If you look above, there is no way for the typical affiliate to know most of those details. A typical affiliate would promote purely on keywords or use location in the context of their advertisements. Search engines; however, do know more about the users than you think. For example, if you have a Gmail account and are searching Google, your email is actually analyzed as well as your search history (location of search, how long you searched, what you searched for, your conversations among friends, what links you clicked from Google search) to paint a picture of the user associated with their email account.
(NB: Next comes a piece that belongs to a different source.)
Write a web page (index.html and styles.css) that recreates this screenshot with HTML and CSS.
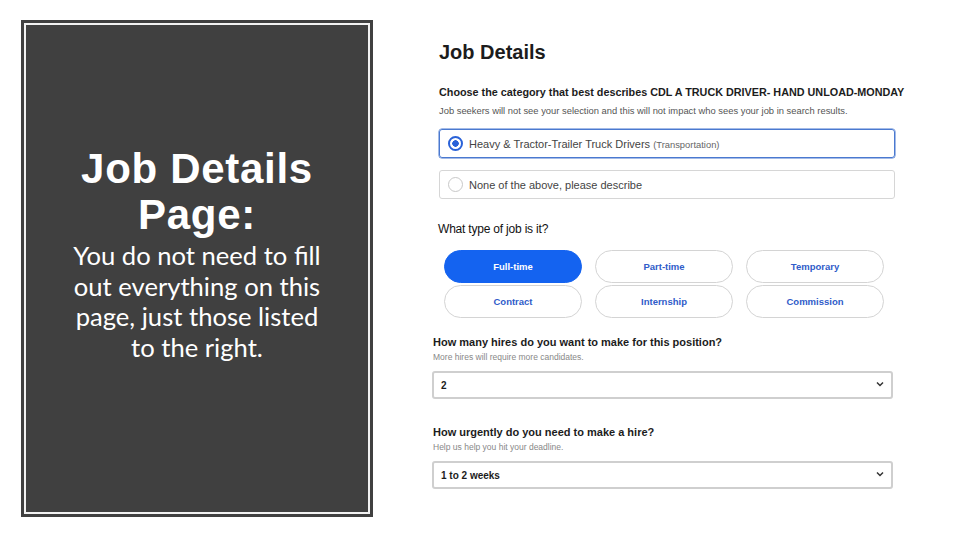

Similarly, Facebook allows for targeting of campaigns based on the things you like, the words you put in your statuses, your life events, and the advertisements you click.

In our example above, we can easily pair down the search parameters to a very focused target. Even though there is an estimated 800 million users on Facebook, there is no reason to target all 800 million users. In fact, you can target a very small user base. Using the data above, the Facebook campaign has been scaled using the psychographic factors. The result: a target of 1340 potential Facebook users.

A combination of all the factors described plus other psychographic terms associated with the description above yields this very targeted campaign where quality clicks and user conversion are more likely than if you use broad concepts and cast a very wide net to target users for your affiliate campaigns.

Bottom line: psychographic research is critical to deploying effective affiliate campaigns. The more contextual your PPC copy is or the more granular one can get with their audience targeting, the greater the chance will be to get solid click-thrus and conversions.